>>>
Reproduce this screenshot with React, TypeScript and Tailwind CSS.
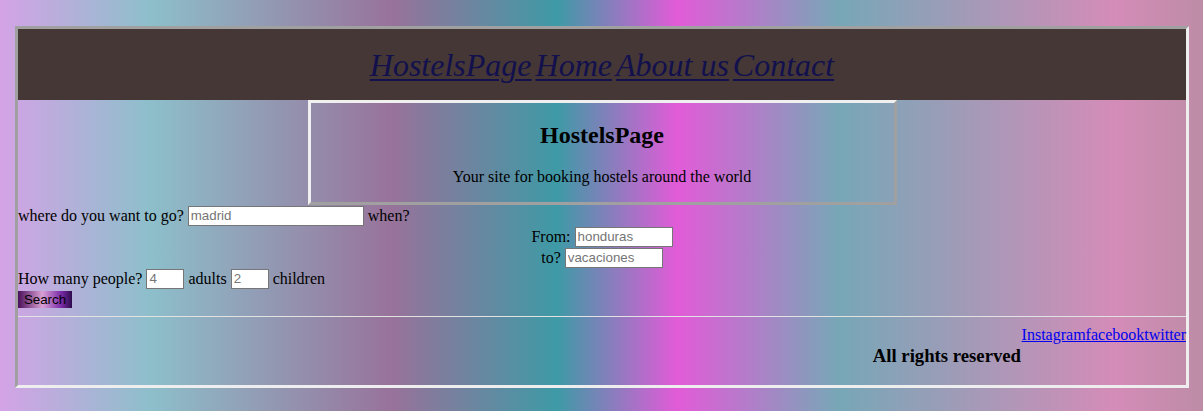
export default function App() {
  const input =
    "h-[20px] box-border border border-[#767676] bg-white px-[2px] font-['Liberation_Sans',sans-serif] text-[13.33px] text-black placeholder:text-[#757575] outline-none"

  return (
    <div
      className="min-h-[411px] w-full pt-[26px] pl-[15px] pr-[14px] pb-[23px] font-['Liberation_Serif',serif] text-[16px] text-black"
      style={{
        background:
          "linear-gradient(to right, #d4a3e6 0%, #8dbfcb 12.5%, #98729a 32.6%, #3e9aa6 46.3%, #e25bd8 56.3%, #77a7b7 69.7%, #d48cb8 92.7%, #bd8ca6 100%)",
      }}
    >
      {/* main frame */}
      <div className="box-border h-[362px] border-[3px] border-t-[#a0a0a0] border-l-[#a0a0a0] border-r-[#eeeeee] border-b-[#eeeeee] flex flex-col">
        {/* nav */}
        <nav className="h-[71px] bg-[#443736] flex items-center justify-center gap-[4px] text-[32px] italic leading-[36px]">
          {["HostelsPage", "Home", "About us", "Contact"].map((l) => (
            <a key={l} href="#" className="text-[#12104d] underline decoration-2 underline-offset-[3px]">
              {l}
            </a>
          ))}
        </nav>

        {/* hero */}
        <div className="flex justify-center">
          <div className="box-border w-[589px] h-[105px] border-[3px] border-t-[#f0f0f0] border-l-[#f0f0f0] border-r-[#a0a0a0] border-b-[#a0a0a0] flex flex-col items-center">
            <h1 className="mt-[19px] text-[24px] font-bold leading-[27px]">HostelsPage</h1>
            <p className="mt-[19px] leading-[18px]">Your site for booking hostels around the world</p>
          </div>
        </div>

        {/* search form */}
        <div className="flex flex-col">
          <div className="h-[21px] flex items-center gap-[4px]">
            <span>where do you want to go?</span>
            <input className={`${input} w-[176px]`} placeholder="madrid" />
            <span>when?</span>
          </div>
          <div className="h-[21px] flex items-center justify-center gap-[4px]">
            <span>From:</span>
            <input className={`${input} w-[98px]`} placeholder="honduras" />
          </div>
          <div className="h-[21px] flex items-center justify-center gap-[4px]">
            <span>to?</span>
            <input className={`${input} w-[98px]`} placeholder="vacaciones" />
          </div>
          <div className="h-[21px] flex items-center gap-[4px]">
            <span>How many people?</span>
            <input className={`${input} w-[38px]`} placeholder="4" />
            <span>adults</span>
            <input className={`${input} w-[38px]`} placeholder="2" />
            <span>children</span>
          </div>
          <div className="mt-[2px] flex h-[17px]">
            <button className="h-[17px] w-[54px] font-['Liberation_Sans',sans-serif] text-[13.33px] leading-[17px] text-black bg-[linear-gradient(to_right,#4a0f5a,#d9a0d4_45%,#7a2aa8_80%,#2e0a4c)]">
              Search
            </button>
          </div>
        </div>

        <div className="mt-[8px] h-[1px] bg-[#e2e2e2]" />

        {/* footer */}
        <footer className="flex flex-col items-end">
          <div className="mt-[9px] leading-[18px]">
            <a href="#" className="text-[#0000ee] underline">Instagram</a>
            <a href="#" className="text-[#0000ee] underline">facebook</a>
            <a href="#" className="text-[#0000ee] underline">twitter</a>
          </div>
          <h3 className="mt-[1px] mr-[165px] text-[18.72px] font-bold leading-[21px]">All rights reserved</h3>
        </footer>
      </div>
    </div>
  )
}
<<<
## [What you are asked to do]
Exactly as written, please give again the lines from the beginning of the listing through the line containing "box-border border border-[#767676]", inclusive, without any pictures.

## [The solution]
Reproduce this screenshot with React, TypeScript and Tailwind CSS.
export default function App() {
  const input =
    "h-[20px] box-border border border-[#767676] bg-white px-[2px] font-['Liberation_Sans',sans-serif] text-[13.33px] text-black placeholder:text-[#757575] outline-none"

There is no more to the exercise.